To characterise the network, the average degree and the average clustering coefficient are computed.

In [None]:
average_degree = sum(degree)/len(degree)

clustering_coefficient = nx.clustering(graph)
average_clustering_coefficient = sum(clustering_coefficient.values())/len(clustering_coefficient)

print("Average Degree:", average_degree)
print("Average Clustering Coefficient:", average_clustering_coefficient)
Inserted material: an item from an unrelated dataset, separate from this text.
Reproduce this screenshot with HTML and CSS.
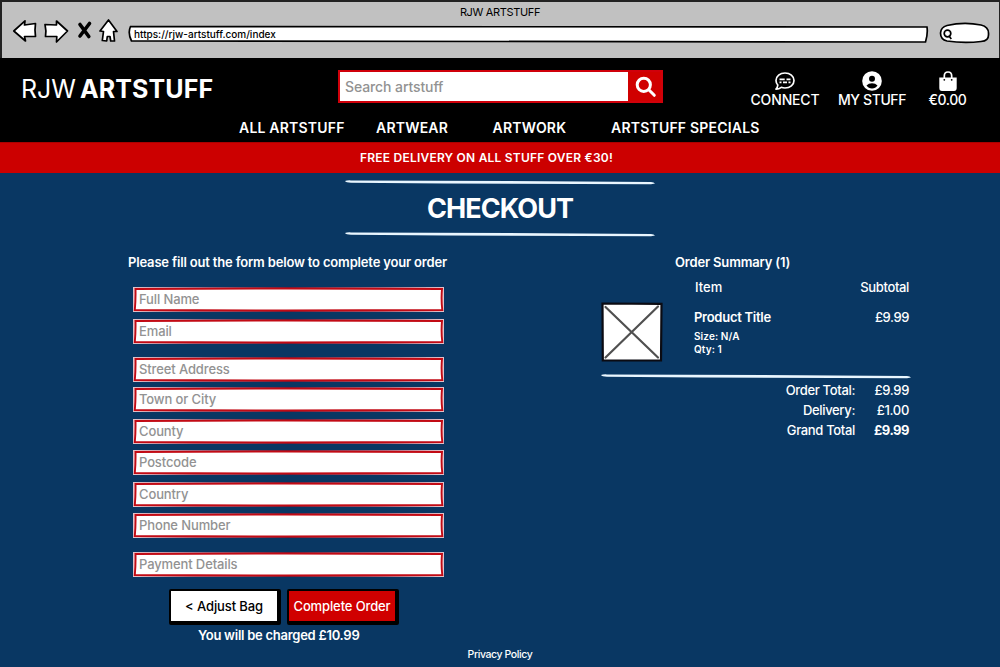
FILE: index.html
```html
<!DOCTYPE html>
<html lang="en">
<head>
<meta charset="utf-8">
<title>RJW ARTSTUFF</title>
<link rel="stylesheet" href="styles.css">
</head>
<body>
<svg class="defs" width="0" height="0">
  <linearGradient id="edge">
    <stop offset="0" stop-color="#e3c3cb"/>
    <stop offset=".2" stop-color="#a76a80"/>
    <stop offset=".5" stop-color="#6b1c38"/>
    <stop offset=".8" stop-color="#a76a80"/>
    <stop offset="1" stop-color="#e3c3cb"/>
  </linearGradient>
  <symbol id="field" viewBox="0 0 311 25" preserveAspectRatio="none">
    <rect width="311" height="25" fill="url(#edge)"/>
    <path d="M2.500 2Q150 1.200 309 2Q308 12 309.300 23Q150 23.800 1.800 23Q2.800 12 2.500 2Z" fill="#fff" stroke="#c20a14" stroke-width="1.900"/>
  </symbol>
  <symbol id="rule" viewBox="0 0 310 5" preserveAspectRatio="none">
    <path d="M0 1Q2 .2 6 .4L200 1.200L306 2.100Q309 2.400 310 3.600L306 4.300L100 3.400L6 2.800Q1 2.500 0 1Z" fill="#e9f6ff"/>
  </symbol>
</svg>
<div class="chrome">
  <div class="chrome-title">RJW ARTSTUFF</div>
  <div class="chrome-bar">
    <svg class="chrome-icons" width="120" height="30" viewBox="0 0 120 30" fill="#fff" stroke="#000" stroke-width="1.700" stroke-linejoin="round" stroke-linecap="round">
      <path d="M13.800 15L25 4.800L24.500 9L35.500 7.500Q34.500 14 35.500 20.500L24.500 20.500L25.500 25Z"/>
      <path d="M45 8.500L56.500 9L56.500 5L67.500 15L56.500 26L56.800 20.500L45.500 20.500Q46.500 15 45 8.500Z"/>
      <path d="M80 8.500L88.800 20.500M89.500 7.500L80 20" stroke-width="3.600"/>
      <path d="M108.500 4L117 15.500L113.500 15.500L114.500 25L110.700 25L110 20.500L107.300 20.500L106.700 25L102.300 24.500L103.500 15.500L100 15Z"/>
    </svg>
    <div class="address">
      <svg width="802" height="18" viewBox="0 0 802 18" fill="#fff" stroke="#000" stroke-width="1.700"><path d="M2.500 1.500Q400 1 799 2Q800 9 797.500 17Q400 17 3.500 16Q-.5 8 2.500 1.500Z"/></svg>
      <span>https://rjw-artstuff.com/index</span>
    </div>
    <svg class="chrome-search" width="52" height="24" viewBox="0 0 52 24" fill="#fff" stroke="#000" stroke-width="1.700"><path d="M8 4.500Q25 .5 42 4Q50 6 49.500 13Q50 20 42 20.500Q25 22.500 8 20Q1.500 18.500 1.500 12Q2 6 8 4.500Z"/><circle cx="8.500" cy="12.500" r="3.300"/><path d="M10 15L12.300 18"/></svg>
  </div>
</div>
<header class="header">
  <div class="header-top">
    <div class="logo"><span class="logo-a">RJW</span><span class="logo-b">ARTSTUFF</span></div>
    <div class="search">
      <span class="search-box">Search artstuff</span>
      <span class="search-btn"><svg width="22" height="22" viewBox="0 0 22 22" fill="none" stroke="#fff" stroke-width="3" stroke-linecap="round"><circle cx="8.800" cy="8.800" r="6.600"/><path d="M13.800 13.800L19.300 19.300"/></svg></span>
    </div>
    <div class="account">
      <div class="acc"><svg width="20" height="20" viewBox="0 0 20 20"><path d="M10 2C15 2 19 5 19 9.500C19 14 15 17 10 17Q8 17 6.300 16.300Q4 18.100 1 18.200Q2.600 16.500 2.800 14Q1 12 1 9.500C1 5 5 2 10 2Z" fill="none" stroke="#fff" stroke-width="1.700" stroke-linejoin="round"/><path d="M4.500 8.300H9.700M11.500 8.300H15.500M4.500 11.300H6.500M8 11.300H12M13.500 11.300H15.500" stroke="#fff" stroke-width="1.700"/></svg><span class="t-connect">CONNECT</span></div>
      <div class="acc"><svg width="20" height="20" viewBox="0 0 20 20"><circle cx="10" cy="10" r="9.800" fill="#fff"/><circle cx="10" cy="7.700" r="3"/><path d="M4.500 14.500Q6.500 12.300 10 12.300T15.500 14.500Q13.500 17.500 10 17.500T4.500 14.500Z"/></svg><span class="t-stuff">MY STUFF</span></div>
      <div class="acc"><svg width="20" height="20" viewBox="0 0 20 20"><path d="M6.300 8V5Q6.300 1 10 1T13.700 5V8" fill="none" stroke="#fff" stroke-width="1.700"/><path d="M1.300 6.500H18.700V17Q18.700 20 16 20H4Q1.300 20 1.300 17Z" fill="#fff"/><circle cx="6.300" cy="8.800" r=".9"/><circle cx="13.700" cy="8.800" r=".9"/></svg><span class="t-bag">€0.00</span></div>
    </div>
  </div>
  <nav class="nav"><span>ALL ARTSTUFF</span><span>ARTWEAR</span><span>ARTWORK</span><span>ARTSTUFF SPECIALS</span></nav>
</header>
<div class="banner"><span>FREE DELIVERY ON ALL STUFF OVER €30!</span></div>
<main>
  <div class="title">
    <svg class="rule" width="310" height="5"><use href="#rule"/></svg>
    <h1>CHECKOUT</h1>
    <svg class="rule" width="310" height="5"><use href="#rule"/></svg>
  </div>
  <div class="columns">
    <section class="form">
      <h2>Please fill out the form below to complete your order</h2>
      <div class="fields">
        <div class="field"><svg><use href="#field"/></svg><span>Full Name</span></div>
        <div class="field"><svg><use href="#field"/></svg><span>Email</span></div>
        <div class="field group"><svg><use href="#field"/></svg><span>Street Address</span></div>
        <div class="field tight"><svg><use href="#field"/></svg><span>Town or City</span></div>
        <div class="field"><svg><use href="#field"/></svg><span>County</span></div>
        <div class="field"><svg><use href="#field"/></svg><span>Postcode</span></div>
        <div class="field"><svg><use href="#field"/></svg><span>Country</span></div>
        <div class="field"><svg><use href="#field"/></svg><span>Phone Number</span></div>
        <div class="field group"><svg><use href="#field"/></svg><span>Payment Details</span></div>
      </div>
      <div class="buttons"><span class="btn adjust">&lt; Adjust Bag</span><span class="btn complete">Complete Order</span></div>
      <p class="charged">You will be charged £10.99</p>
    </section>
    <section class="summary">
      <h2>Order Summary (1)</h2>
      <div class="head"><span class="item">Item</span><span class="subtotal">Subtotal</span></div>
      <div class="product">
        <svg width="62" height="61" viewBox="0 0 62 61"><path d="M1.500 1.500L60.500 1.800L60 58.500L1.800 58.500Z" fill="#fff" stroke="#0b0b12" stroke-width="2.200"/><path d="M4.500 5L57 55.500M57 4.500L4.500 55.500" stroke="#505050" stroke-width="2.200" stroke-linecap="round"/></svg>
        <div class="info"><b class="name">Product Title</b><b class="size">Size: N/A</b><b class="qty">Qty: 1</b></div>
        <span class="price">£9.99</span>
      </div>
      <svg class="rule" width="310" height="5"><use href="#rule"/></svg>
      <div class="totals">
        <span>Order Total:</span><span>£9.99</span>
        <span>Delivery:</span><span>£1.00</span>
        <span>Grand Total</span><b>£9.99</b>
      </div>
    </section>
  </div>
</main>
<footer>Privacy Policy</footer>
</body>
</html>
```
FILE: styles.css
```css
* { box-sizing: border-box; }
body { margin: 0; width: 1000px; height: 667px; overflow: hidden; background: #093763; color: #fff; font: 500 13px/20px Inter, "Liberation Sans", sans-serif; white-space: nowrap; }
h1, h2, p { margin: 0; }
svg { display: block; flex: none; }
.defs { position: absolute; }
.chrome { height: 58px; background: #c1c1c1; border: solid #222; border-width: 2px 1px 0 2px; color: #000; }
.chrome-title { text-align: center; font-size: 11px; line-height: 20px; height: 15px; font-weight: 400; letter-spacing: -.35px; padding-right: 1px; }
.chrome-bar { display: flex; }
.chrome-icons { margin: -1px 0 0 -2px; }
.address { display: grid; margin: 8px 0 0 8px; width: 802px; height: 18px; }
.address > * { grid-area: 1 / 1; }
.address span { padding-left: 6px; font-size: 10px; line-height: 18px; }
.chrome-search { margin: 4px 0 0 9px; }
.header { height: 84px; background: #000; }
.header-top { display: grid; grid-template-columns: 338px 412px 250px; height: 59px; }
.logo { display: flex; padding: 16px 0 0 21px; font-size: 25px; line-height: 30px; }
.logo-a { width: 59px; font-weight: 400; }
.logo-b { font-weight: 700; letter-spacing: .1px; }
.search { display: flex; width: 325px; height: 33px; margin-top: 12px; border: 2px solid #d0000a; background: #d00000; }
.search-box { width: 288px; background: #fff; color: #929292; font-size: 14px; line-height: 29px; padding-left: 5px; letter-spacing: -.1px; }
.search-btn { padding: 4px 0 0 7px; }
.account { display: grid; grid-template-columns: 70px 104px 47px; padding-top: 13px; }
.acc { display: grid; justify-items: center; align-content: start; font-size: 14px; line-height: 17px; letter-spacing: -.15px; }
.t-stuff, .t-bag { letter-spacing: -.4px; }
.nav { display: grid; grid-template-columns: 137px 116.500px 118.500px 150px; padding-left: 239px; font-size: 14px; font-weight: 600; line-height: 22px; letter-spacing: .2px; }
.banner { height: 31px; background: #c00; border-top: 1px solid #a00; text-align: center; font-size: 12px; font-weight: 600; line-height: 29px; padding-right: 27px; letter-spacing: .22px; }
.title { display: grid; justify-items: center; padding-top: 7px; height: 73px; grid-template-rows: 5px 47px 5px; }
h1 { font-size: 27px; font-weight: 700; line-height: 47px; letter-spacing: -.9px; }
.columns { display: grid; grid-template-columns: 601px 399px; height: 400px; }
h2 { font-size: 13px; font-weight: 600; line-height: 20px; letter-spacing: -.17px; }
.form { padding: 6px 0 0 128px; }
.fields { display: grid; width: 311px; margin: 15px 0 0 5px; }
.field { display: grid; height: 25px; margin-bottom: 6.650px; color: #929292; letter-spacing: -.12px; }
.field > * { grid-area: 1 / 1; }
.field svg { width: 311px; height: 25px; }
.field span { padding-left: 6px; line-height: 24px; }
.group { margin-top: 6.650px; }
.field.group:has(+ .tight) { margin-bottom: 5px; }
.buttons { display: flex; gap: 6px; margin: 5.500px 0 0 41px; }
.btn { width: 112px; height: 36px; border: solid #000; border-width: 2px 4px 4px 2px; border-radius: 2px; line-height: 31px; text-align: center; letter-spacing: -.12px; }
.adjust { background: #fff; color: #000; }
.complete { background: #d00000; }
.charged { padding-left: 70px; font-weight: 600; line-height: 21px; letter-spacing: -.26px; }
.summary { padding-top: 6px; width: 310px; }
.summary h2 { padding-left: 74px; }
.head { display: flex; justify-content: space-between; padding: 5px 2px 0 94px; }
.subtotal { letter-spacing: -.35px; }
.product { display: grid; grid-template-columns: 93px 1fr auto; padding: 5px 2px 0 0; height: 77px; }
.info { display: grid; align-content: start; padding-top: 5px; }
.info b { font-weight: 600; }
.name { letter-spacing: -.27px; }
.size, .qty { font-size: 10px; line-height: 13px; letter-spacing: .1px; }
.size { padding-top: 3px; }
.price { padding-top: 5px; letter-spacing: -.4px; }
.totals { display: grid; grid-template-columns: 254px 54px; text-align: right; padding-top: 1px; letter-spacing: -.33px; }
.totals b { letter-spacing: -.5px; }
footer { text-align: center; font-size: 10.500px; line-height: 18px; letter-spacing: -.4px; }
```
Now other centrality measeures are taken into account: in particular, betweenness centrality, closeness centrality and eigenvector centrality.

In [None]:
betweenness_centrality = nx.betweenness_centrality(graph)
closeness_centrality = nx.closeness_centrality(graph)
eigenvector_centrality = nx.eigenvector_centrality(graph)
pagerank = nx.pagerank(graph)

To visualize this data in decreasing order, to access the informations I was interested in, I used this code, where one can substitute one of the previous quantities in centrality.values() and centrality.keys(). So if for example you want to see the betweenness centrality results, you will have betweenness_centrality.values() and betweenness_centrality.keys().

In [None]:
centrality_data = list(zip(centrality.values(),centrality.keys()))
sorted_values = sorted(centrality_data, key=lambda x: x[0], reverse=True)
print(sorted_values)

To create the smaller Spotify network and the AllMusic network, one can use the create_graph_from_file function and to visualzie it a combination of *networkx* and *pyvis* libraries, in the following way:

In [None]:
file_path = input("Write the path of the data file: ") #The data file is given from keyboard
graph = create_graph_from_file(file_path)
print(graph) #It gives back the number of nodes and edges of the network
net.from_nx(graph)
net.show("name_of_file.html")

To analyze the two new networks, one can use the codes presented in the different sections of this code, adjusting them to the specific cases they are interested in.